In the course of the lawsuit, Gillard requested copies of the documents his insurance company had created while processing his claim, but insurance company again refused, citing the attorney-client privilege.

But before we go on, some background. When evaluating claims, insurance companies routinely carbon copy their lawyers on everything, and routinely involve employers in business decisions that do not really have anything to do with legal advice, so they can later claim attorney-client privilege and avoid producing the actual documents which would show their bad faith in evaluating the policyholder’s claim.

For a long time, trial courts and lower appellate courts in Pennsylvania have presumed, by carefully reading the statute which codifies attorney-client privilege, that the privilege pertains only to communications made by the client to the attorney, and does not cover communications made by the attorney back to the client except for those communications which incorporate communications by the client to the attorney.

Sound confusing? It is, but it makes some sense. "[E]xceptions to the demand for every man’s evidence are not lightly created nor expansively construed, for they are in derogation of the search for truth." Hutchison v. Luddy, 414 Pa.Super. 138, 146, 606 A.2d 905, 908 (1992). In other words, you cannot just mention something to a lawyer, or have a lawyer mention something to you, and then claim it is all privileged; the "privilege" pertains only to communications necessary to ensure a client has adequate access to an attorney and full and fair communication.
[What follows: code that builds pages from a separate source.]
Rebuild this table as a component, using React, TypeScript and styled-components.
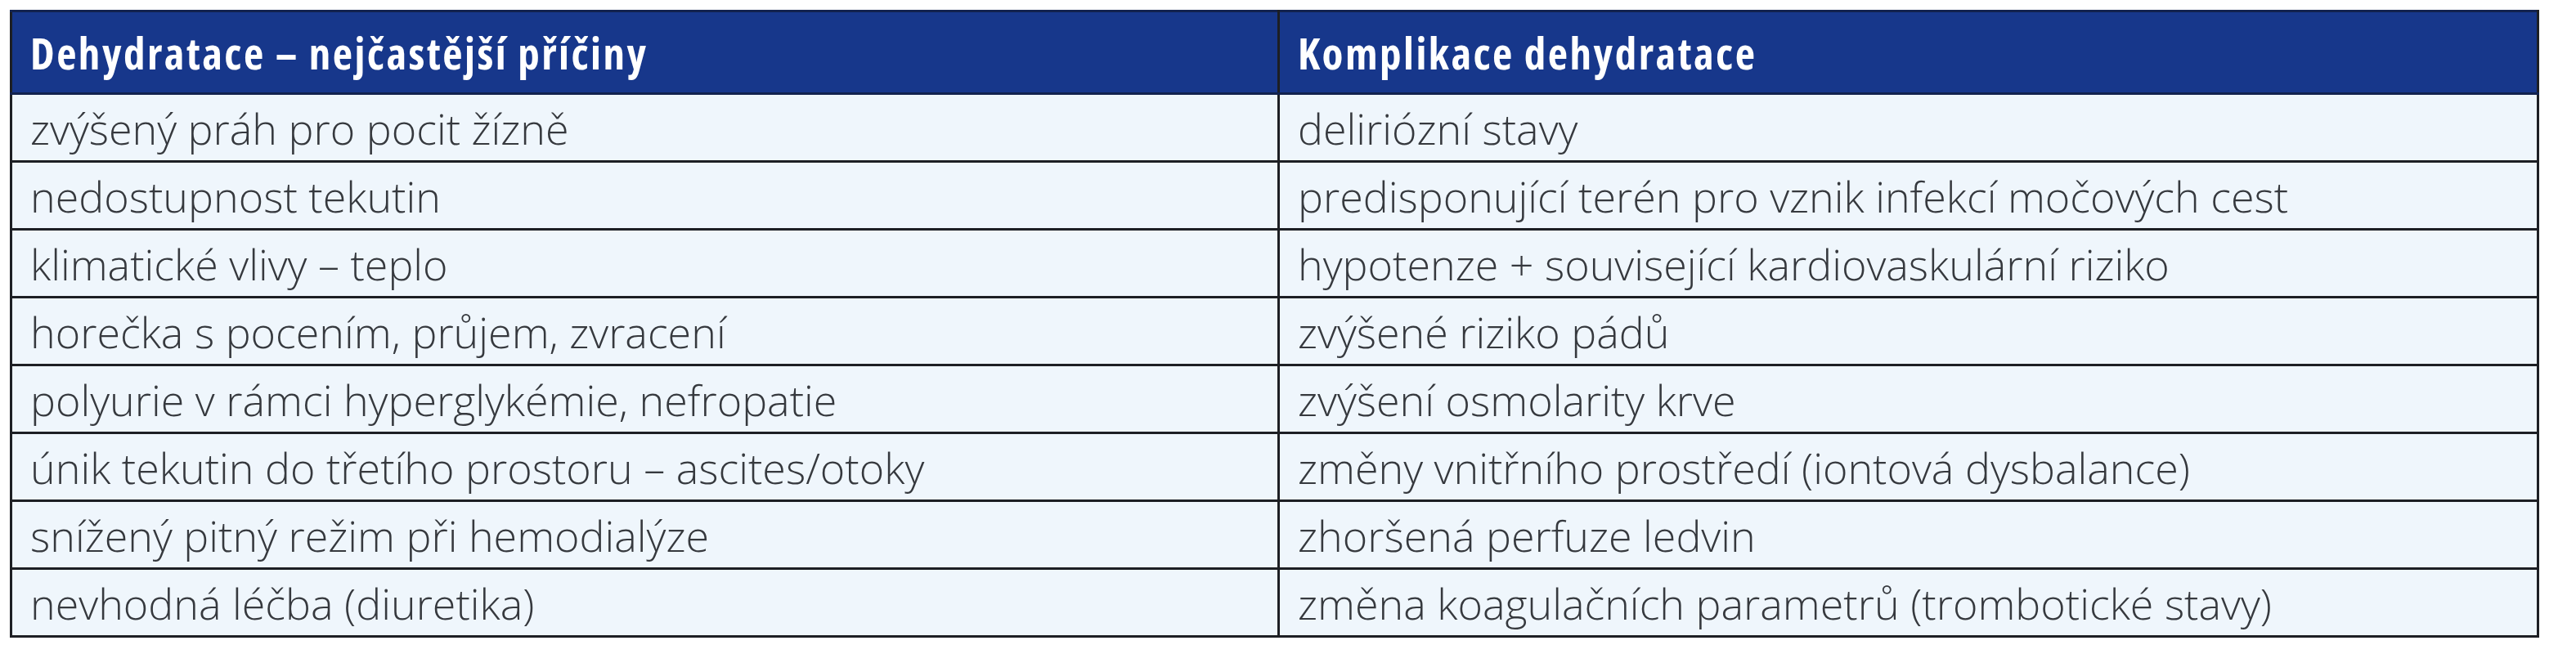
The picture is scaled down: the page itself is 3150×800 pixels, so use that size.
import * as React from 'react';
import styled, { createGlobalStyle } from 'styled-components';

const GlobalStyle = createGlobalStyle`
  html, body {
    margin: 0;
    padding: 0;
    background: #ffffff;
  }
`;

const Page = styled.div`
  padding: 12px 0 0 12px;
  width: 3150px;
  height: 800px;
  box-sizing: border-box;
  font-family: 'Open Sans', 'Liberation Sans', 'DejaVu Sans', sans-serif;
`;

const Table = styled.table`
  width: 3093px;
  border-collapse: collapse;
  table-layout: fixed;
  border: 3px solid #1d1f24;
`;

const HeadCell = styled.th`
  height: 98px;
  padding: 0 22px;
  background: #17378b;
  color: #ffffff;
  text-align: left;
  font-size: 53px;
  font-weight: 700;
  font-stretch: 75%;
  letter-spacing: 2.5px;
  border: 3px solid #12224e;
  border-left-color: #1d1f24;
  border-right-color: #1d1f24;
  white-space: nowrap;
`;

const Cell = styled.td`
  height: 80px;
  padding: 0 22px;
  background: #eff6fc;
  color: #36393e;
  font-size: 52px;
  font-weight: 300;
  border: 3px solid #1d1f24;
  white-space: nowrap;
  vertical-align: middle;
`;

type Row = [string, string];

const rows: Row[] = [
  ['zvýšený práh pro pocit žízně', 'deliriózní stavy'],
  ['nedostupnost tekutin', 'predisponující terén pro vznik infekcí močových cest'],
  ['klimatické vlivy – teplo', 'hypotenze + související kardiovaskulární riziko'],
  ['horečka s pocením, průjem, zvracení', 'zvýšené riziko pádů'],
  ['polyurie v rámci hyperglykémie, nefropatie', 'zvýšení osmolarity krve'],
  ['únik tekutin do třetího prostoru – ascites/otoky', 'změny vnitřního prostředí (iontová dysbalance)'],
  ['snížený pitný režim při hemodialýze', 'zhoršená perfuze ledvin'],
  ['nevhodná léčba (diuretika)', 'změna koagulačních parametrů (trombotické stavy)'],
];

export default function App() {
  return (
    <Page>
      <GlobalStyle />
      <Table>
        <colgroup>
          <col style={{ width: '1550px' }} />
          <col />
        </colgroup>
        <thead>
          <tr>
            <HeadCell>Dehydratace – nejčastější příčiny</HeadCell>
            <HeadCell>Komplikace dehydratace</HeadCell>
          </tr>
        </thead>
        <tbody>
          {rows.map(([cause, complication]) => (
            <tr key={cause}>
              <Cell>{cause}</Cell>
              <Cell>{complication}</Cell>
            </tr>
          ))}
        </tbody>
      </Table>
    </Page>
  );
}
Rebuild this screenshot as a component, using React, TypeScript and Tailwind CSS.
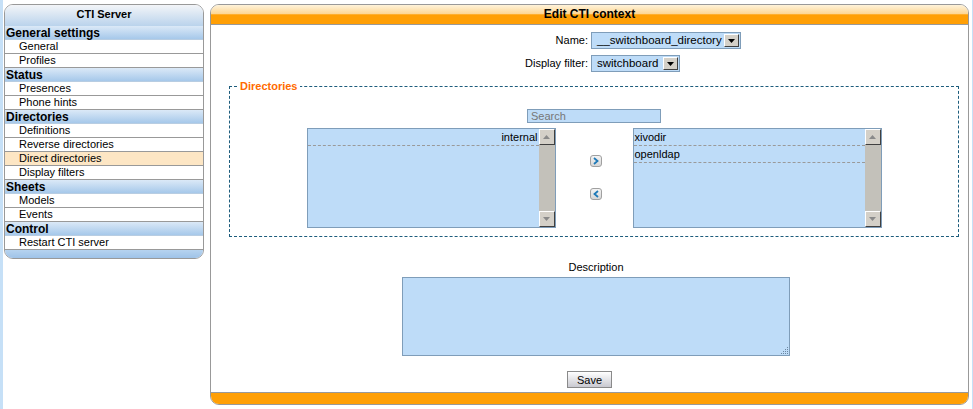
import React from 'react';

const menu = [
  { title: 'General settings', items: ['General', 'Profiles'] },
  { title: 'Status', items: ['Presences', 'Phone hints'] },
  { title: 'Directories', items: ['Definitions', 'Reverse directories', 'Direct directories', 'Display filters'] },
  { title: 'Sheets', items: ['Models', 'Events'] },
  { title: 'Control', items: ['Restart CTI server'] },
];

const ScrollButton = ({ up }: { up?: boolean }) => (
  <div className="w-[16px] h-[16px] bg-[#d4d0c8] border-t border-l border-t-white border-l-white border-b border-r border-b-[#404040] border-r-[#404040] flex items-center justify-center">
    <svg width="7" height="4" viewBox="0 0 7 4">
      {up ? <path d="M0 4 L3.5 0 L7 4 Z" fill="#8a8a8a" /> : <path d="M0 0 L3.5 4 L7 0 Z" fill="#8a8a8a" />}
    </svg>
  </div>
);

const Scrollbar = () => (
  <div className="w-[16px] h-full bg-[#c3c1ba] flex flex-col justify-between">
    <ScrollButton up />
    <ScrollButton />
  </div>
);

const ListBox = ({ items, right }: { items: string[]; right?: boolean }) => (
  <div className="w-[249px] h-[100px] border border-[#7f9db9] bg-[#bedcf8] flex">
    <div className="flex-1">
      {items.map((it) => (
        <div key={it} className={`h-[17px] leading-[16px] px-[1px] text-[11px] text-black border-b border-dashed border-[#9a9a9a] ${right ? 'text-right' : ''}`}>
          {it}
        </div>
      ))}
    </div>
    <Scrollbar />
  </div>
);

const MoveButton = ({ dir }: { dir: 'right' | 'left' }) => (
  <div className="w-[12px] h-[12px] rounded-[3px] border border-[#a0a0a0] bg-gradient-to-b from-[#f4f4f4] to-[#d6d6d6] flex items-center justify-center">
    <svg width="6" height="8" viewBox="0 0 6 8">
      {dir === 'right' ? (
        <path d="M1 1 L4.5 4 L1 7" stroke="#1f7ab8" strokeWidth="1.8" fill="none" />
      ) : (
        <path d="M5 1 L1.5 4 L5 7" stroke="#1f7ab8" strokeWidth="1.8" fill="none" />
      )}
    </svg>
  </div>
);

const FakeSelect = ({ value, width }: { value: string; width: string }) => (
  <div className={`${width} h-[17px] border border-[#7f9db9] bg-[#bedcf8] flex items-center`}>
    <span className="flex-1 pl-[5px] text-[11.5px] leading-[15px] text-black whitespace-nowrap">{value}</span>
    <div className="w-[15px] h-[13px] mr-[1px] bg-[#d4d0c8] border-t border-l border-t-white border-l-white border-b border-r border-b-[#404040] border-r-[#404040] flex items-center justify-center">
      <svg width="7" height="4" viewBox="0 0 7 4">
        <path d="M0 0 L3.5 4 L7 0 Z" fill="#000" />
      </svg>
    </div>
  </div>
);

export default function App() {
  return (
    <div className="w-[973px] h-[409px] bg-[#c6e0f7] flex font-['Liberation_Sans',Arial,sans-serif] text-black overflow-hidden">
      <div className="ml-[3px] w-[969px] h-full bg-white flex items-start">
        {/* Side menu */}
        <div className="ml-[1px] mt-[4px] w-[200px] border border-[#999] rounded-[9px] overflow-hidden">
          <div className="h-[21px] bg-gradient-to-b from-[#f3f5f8] to-[#bad3ec] text-center text-[11px] font-bold leading-[19px]">
            CTI Server
          </div>
          {menu.map((sec) => (
            <div key={sec.title}>
              <div className="h-[14px] bg-gradient-to-b from-[#dbe9f7] to-[#a6c8ea] border-b border-[#b8cde2] pl-[1px] text-[12px] font-bold leading-[14px]">
                {sec.title}
              </div>
              {sec.items.map((it) => (
                <div
                  key={it}
                  className={`h-[14px] border-b border-[#999] pl-[14px] text-[11px] leading-[13px] ${it === 'Direct directories' ? 'bg-[#fde6c4]' : 'bg-white'}`}
                >
                  {it}
                </div>
              ))}
            </div>
          ))}
          <div className="h-[8px] bg-gradient-to-b from-[#b6d3ef] to-[#9fc3e8]" />
        </div>

        {/* Main panel */}
        <div className="ml-[6px] mt-[4px] w-[759px] h-[401px] border border-[#999] rounded-[9px] overflow-hidden flex flex-col">
          <div className="h-[20px] shrink-0 border-b border-[#999] bg-[linear-gradient(to_bottom,#fff3da_0%,#fdd796_45%,#ff9f05_52%,#ff9f05_100%)] text-center text-[12px] font-bold leading-[18px]">
            Edit CTI context
          </div>

          <div className="flex-1 flex flex-col">
            <div className="pt-[7px] grid grid-cols-[1fr_1fr] gap-x-[3px] gap-y-[6px] items-center">
              <div className="text-right text-[11px]">Name:</div>
              <FakeSelect value="__switchboard_directory" width="w-[150px]" />
              <div className="text-right text-[11px]">Display filter:</div>
              <FakeSelect value="switchboard" width="w-[89px]" />
            </div>

            <fieldset className="ml-[18px] mr-[9px] mt-[8px] border border-dashed border-[#1d5c7c] pb-[8px]">
              <legend className="ml-[7px] px-[3px] text-[11px] font-bold leading-[13px] text-[#ff6a00]">Directories</legend>
              <div className="flex flex-col items-center pt-[16px]">
                <input
                  placeholder="Search"
                  className="w-[134px] h-[14px] border border-[#7f9db9] bg-[#bedcf8] px-[3px] text-[11px] leading-[12px] placeholder:text-[#777] outline-none"
                />
                <div className="mt-[5px] flex items-center">
                  <ListBox items={['internal']} right />
                  <div className="w-[77px] flex flex-col items-center gap-[21px] pl-[3px] pb-[1px]">
                    <MoveButton dir="right" />
                    <MoveButton dir="left" />
                  </div>
                  <ListBox items={['xivodir', 'openldap']} />
                </div>
              </div>
            </fieldset>

            <div className="mt-[24px] flex flex-col items-center">
              <div className="ml-[13px] text-[11px] leading-[13px]">Description</div>
              <div className="relative ml-[13px] mt-[3px] w-[388px] h-[79px] border border-[#7f9db9] bg-[#bedcf8]">
                <svg className="absolute right-[1px] bottom-[1px]" width="7" height="7" viewBox="0 0 7 7">
                  <g fill="#6b86a0">
                    <rect x="6" y="0" width="1" height="1" />
                    <rect x="4" y="2" width="1" height="1" />
                    <rect x="6" y="2" width="1" height="1" />
                    <rect x="2" y="4" width="1" height="1" />
                    <rect x="4" y="4" width="1" height="1" />
                    <rect x="6" y="4" width="1" height="1" />
                    <rect x="0" y="6" width="1" height="1" />
                    <rect x="2" y="6" width="1" height="1" />
                    <rect x="4" y="6" width="1" height="1" />
                    <rect x="6" y="6" width="1" height="1" />
                  </g>
                </svg>
              </div>
              <button className="mt-[15px] w-[45px] h-[17px] border border-[#8a8a8a] bg-gradient-to-b from-[#ffffff] to-[#c9c9d0] text-[11px] leading-[14px]">
                Save
              </button>
            </div>
          </div>

          <div className="h-[12px] shrink-0 border-t border-[#999] bg-[#ff9f05]" />
        </div>
      </div>
    </div>
  );
}
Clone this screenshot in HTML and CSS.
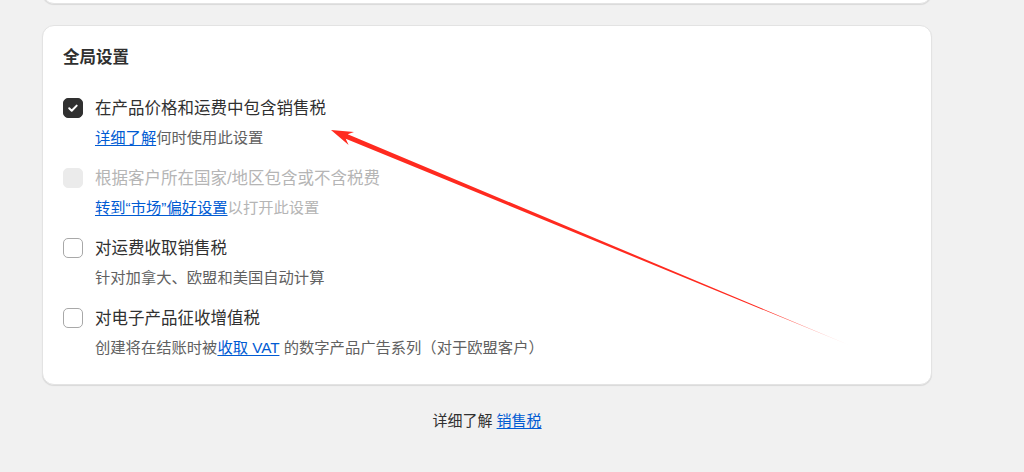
FILE: index.html
```html
<!DOCTYPE html>
<html lang="zh-CN">
<head>
<meta charset="utf-8">
<title>全局设置</title>
<link rel="stylesheet" href="styles.css">
</head>
<body>
<main class="page">
  <div class="card card-prev"></div>
  <section class="card">
    <h2 class="card-title">全局设置</h2>
    <div class="options">
      <div class="option">
        <span class="box checked">
          <svg viewBox="0 0 20 20" width="20" height="20"><path d="M6.2 10.3l2.5 2.5 5-5.2" fill="none" stroke="#fff" stroke-width="2" stroke-linecap="round" stroke-linejoin="round"/></svg>
        </span>
        <div class="opt-text">
          <div class="label">在产品价格和运费中包含销售税</div>
          <div class="desc"><a href="#" class="link">详细了解</a>何时使用此设置</div>
        </div>
      </div>
      <div class="option disabled">
        <span class="box disabled-box"></span>
        <div class="opt-text">
          <div class="label">根据客户所在国家/地区包含或不含税费</div>
          <div class="desc"><a href="#" class="link">转到“市场”偏好设置</a>以打开此设置</div>
        </div>
      </div>
      <div class="option">
        <span class="box"></span>
        <div class="opt-text">
          <div class="label">对运费收取销售税</div>
          <div class="desc">针对加拿大、欧盟和美国自动计算</div>
        </div>
      </div>
      <div class="option">
        <span class="box"></span>
        <div class="opt-text">
          <div class="label">对电子产品征收增值税</div>
          <div class="desc">创建将在结账时被<a href="#" class="link">收取 VAT</a> 的数字产品广告系列（对于欧盟客户）</div>
        </div>
      </div>
    </div>
  </section>
  <p class="footer">详细了解 <a href="#" class="link">销售税</a></p>
</main>
<svg class="arrow" width="1024" height="472" viewBox="0 0 1024 472">
  <defs>
    <linearGradient id="fade" x1="331" y1="130" x2="849" y2="345" gradientUnits="userSpaceOnUse">
      <stop offset="0" stop-color="#ff2a1f"/>
      <stop offset="0.85" stop-color="#ff2a1f"/>
      <stop offset="1" stop-color="#ff2a1f" stop-opacity="0.2"/>
    </linearGradient>
  </defs>
  <polygon points="331,130 354,132 347.7,134.2 849,345 345.7,138.8 348.6,144.9" fill="url(#fade)"/>
</svg>
</body>
</html>
```

FILE: styles.css
```css
* { box-sizing: border-box; }

html, body {
  margin: 0;
  padding: 0;
  background: #f1f1f1;
  font-family: "Liberation Sans", "Noto Sans CJK SC", sans-serif;
  color: #303030;
  overflow: hidden;
}

body {
  width: 1024px;
  height: 472px;
  position: relative;
}

.page {
  width: 890px;
  margin-left: 42px;
  display: flex;
  flex-direction: column;
}

.card {
  background: #fff;
  border: 1px solid #e3e3e3;
  border-radius: 12px;
  box-shadow: 0 1px 1px rgba(0, 0, 0, 0.1);
}

.card-prev {
  height: 24px;
  margin-top: -20px;
  margin-bottom: 21px;
}

section.card {
  height: 360px;
  padding: 19px 20px 20px;
}

.card-title {
  margin: 0;
  font-size: 16.5px;
  line-height: 24px;
  font-weight: 700;
  color: #303030;
}

.options {
  margin-top: 28px;
  display: flex;
  flex-direction: column;
  gap: 18px;
}

.option {
  display: flex;
  gap: 12px;
  align-items: flex-start;
}

.box {
  flex: none;
  width: 20px;
  height: 20px;
  margin-top: 1px;
  border-radius: 5px;
  border: 1px solid #a8a8a8;
  background: #fff;
  display: flex;
  align-items: center;
  justify-content: center;
}

.box.checked {
  background: #303030;
  border-color: #303030;
}

.box.checked svg { display: block; flex: none; }

.box.disabled-box {
  background: #ebebeb;
  border-color: #ebebeb;
}

.label {
  font-size: 16.5px;
  line-height: 22px;
  color: #303030;
}

.desc {
  margin-top: 8px;
  font-size: 15.3px;
  line-height: 22px;
  color: #616161;
}

.option.disabled .label,
.option.disabled .desc {
  color: #b5b5b5;
}

.link {
  color: #005bd3;
  text-decoration: underline;
  text-underline-offset: 2px;
}

.footer {
  margin: 25px 0 0;
  text-align: center;
  font-size: 15px;
  line-height: 22px;
  color: #303030;
}

.arrow {
  position: absolute;
  left: 0;
  top: 0;
  pointer-events: none;
}
```
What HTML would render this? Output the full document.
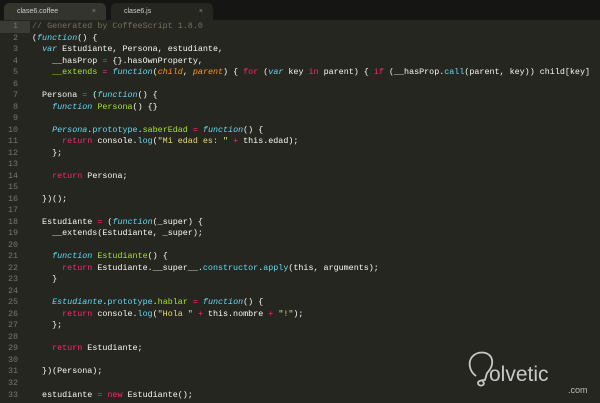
<!DOCTYPE html>
<html><head><meta charset="utf-8"><style>
body{margin:0;width:600px;height:403px;overflow:hidden;background:#252620;font-family:"Liberation Mono",monospace;}
.tabs{position:absolute;left:0;top:0;width:600px;height:20px;background:#151513;}
.tab{position:absolute;top:3px;height:17px;border-radius:5px 5px 0 0;font:7px "Liberation Sans",sans-serif;color:#ccc;line-height:17px;}
.t1{left:4px;width:102px;background:#34342f;}
.t2{left:111px;width:102px;background:#252620;}
.tab span{position:absolute;left:13px}
.tab b{position:absolute;right:10px;font-weight:normal;color:#888}
.gut{position:absolute;left:0;top:21px;width:30px;}
.gut div{height:11.53px;line-height:11.53px;font-size:8.4px;color:#75766f;text-align:right;padding-right:12px;box-sizing:border-box;width:30px}
.hl{background:#3a3b34}
.code{position:absolute;left:32px;top:21px;color:#f8f8f2;font-size:8.4px;}
.code div{height:11.53px;line-height:11.53px;white-space:pre}
.c{color:#75715e}.k{color:#f92672}.f{color:#66d9ef;font-style:italic}.g{color:#a6e22e}.p{color:#fd971f;font-style:italic}.s{color:#e6db74}.b{color:#66d9ef}.i{color:#66d9ef;font-style:italic}
.logo{position:absolute;color:#c8c8c8;font:21px "Liberation Sans",sans-serif;}
.com{position:absolute;left:568px;top:385px;color:#bbb;font:9px "Liberation Sans",sans-serif;}
</style></head><body>
<div class="tabs"><div class="tab t1"><span>clase6.coffee</span><b>×</b></div><div class="tab t2"><span>clase6.js</span><b>×</b></div></div>
<div class="gut"><div class="hl">1</div><div>2</div><div>3</div><div>4</div><div>5</div><div>6</div><div>7</div><div>8</div><div>9</div><div>10</div><div>11</div><div>12</div><div>13</div><div>14</div><div>15</div><div>16</div><div>17</div><div>18</div><div>19</div><div>20</div><div>21</div><div>22</div><div>23</div><div>24</div><div>25</div><div>26</div><div>27</div><div>28</div><div>29</div><div>30</div><div>31</div><div>32</div><div>33</div></div>
<div class="code">
<div><span class="c">// Generated by CoffeeScript 1.8.0</span></div>
<div>(<span class="f">function</span>() {</div>
<div>  <span class="f">var</span> Estudiante, Persona, estudiante,</div>
<div>    __hasProp <span class="k">=</span> {}.hasOwnProperty,</div>
<div>    <span class="g">__extends</span> <span class="k">=</span> <span class="f">function</span>(<span class="p">child</span>, <span class="p">parent</span>) { <span class="k">for</span> (<span class="f">var</span> key <span class="k">in</span> parent) { <span class="k">if</span> (__hasProp.<span class="b">call</span>(parent, key)) child[key]</div>
<div> </div>
<div>  Persona <span class="k">=</span> (<span class="f">function</span>() {</div>
<div>    <span class="f">function</span> <span class="g">Persona</span>() {}</div>
<div> </div>
<div>    <span class="i">Persona</span>.<span class="b">prototype</span>.<span class="g">saberEdad</span> <span class="k">=</span> <span class="f">function</span>() {</div>
<div>      <span class="k">return</span> console.<span class="b">log</span>(<span class="s">"Mi edad es: "</span> <span class="k">+</span> this.edad);</div>
<div>    };</div>
<div> </div>
<div>    <span class="k">return</span> Persona;</div>
<div> </div>
<div>  })();</div>
<div> </div>
<div>  Estudiante <span class="k">=</span> (<span class="f">function</span>(_super) {</div>
<div>    __extends(Estudiante, _super);</div>
<div> </div>
<div>    <span class="f">function</span> <span class="g">Estudiante</span>() {</div>
<div>      <span class="k">return</span> Estudiante.__super__.<span class="b">constructor</span>.<span class="b">apply</span>(this, arguments);</div>
<div>    }</div>
<div> </div>
<div>    <span class="i">Estudiante</span>.<span class="b">prototype</span>.<span class="g">hablar</span> <span class="k">=</span> <span class="f">function</span>() {</div>
<div>      <span class="k">return</span> console.<span class="b">log</span>(<span class="s">"Hola "</span> <span class="k">+</span> this.nombre <span class="k">+</span> <span class="s">"!"</span>);</div>
<div>    };</div>
<div> </div>
<div>    <span class="k">return</span> Estudiante;</div>
<div> </div>
<div>  })(Persona);</div>
<div> </div>
<div>  estudiante <span class="k">=</span> <span class="k">new</span> Estudiante();</div>
</div>
<svg style="position:absolute;left:466px;top:350px" width="32" height="40"><path d="M10 26 C3 21 2 12 6 7 C11 1 21 1 25 7 C28 13 25 19 21 23 L19 30 C14 30 10 32 13 35 C17 37 20 33 16 31" fill="none" stroke="#c8c8c8" stroke-width="1.8"/></svg>
<div class="logo" style="left:489px;top:363px">olvetic</div>
<div class="com">.com</div>
</body></html>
Last year, Judge Mark Bernstein in the Philadelphia Court of Common Pleas had a long, scholarly analysis of the state of privilege law in the Kolar v. Preferred Unlimited case, concluding that “the statutory attorney-client privilege in Pennsylvania is extremely limited. It covers only confidential factual communications from a client to her attorney. It is extended to communications from an attorney to a client only if, and only to the extent that, those communications from the attorney reveal the client’s confidential factual communications.” That’s pretty much what everyone thought.

All of that changed this week with the Pennsylvania Supreme Court’s opinion in the Gillard v. AIG Insurance case, which held “in Pennsylvania, the attorney-client privilege operates in a two-way fashion to protect confidential client-to-attorney or attorney-to-client communications made for the purpose of obtaining or providing professional legal advice." The Supreme Court thus completely overruled the trial court’s (and Superior Court, which had affirmed without an opinion) fairly aggressive interpretation in which the privilege was exclusively a one-way street.

Frankly, it’s hard not to agree with the majority of the Pennsylvania Supreme Court as a policy matter. Putting aside the language of the statute which codifies privilege Pennsylvania (language which, as Judge Bernstein noted, and as Justices Eakin and McCaffery noted in their dissents, only mentions communications from the client to the attorney, and not vice versa), it would indeed hinder clients — including both policyholders and insurance companies, both plaintiffs and defendants — from obtaining legal advice if the attorney had to be guarded in what they actually advised the client just in case it came out later. As we discuss time and time again with our own clients, there is nothing more important than the ability of the lawyer and the client to have open and meaningful discussions about all the issues related to the case.

All that said, I wonder where this leaves Gillard and AIG, and anyone involved in a suit which implicated potentially privileged attorney-to-client communications, going forward. One could say that the old rule already protected most "attorney-to-client communications made for the purpose of obtaining or providing professional legal advice," because the old rule protected all attorney communications which incorporated the client’s confidential factual communications and, really, most legal advice necessarily incorporates those facts related by the client to the attorney.

Indeed, when this case is remanded back to the trial court, the trial court might find that the internal insurance company documents in question were not “for the purpose of obtaining or providing professional legal advice” but rather were standard business or insurance advice, and so are still not protected. Wouldn’t that be ironic?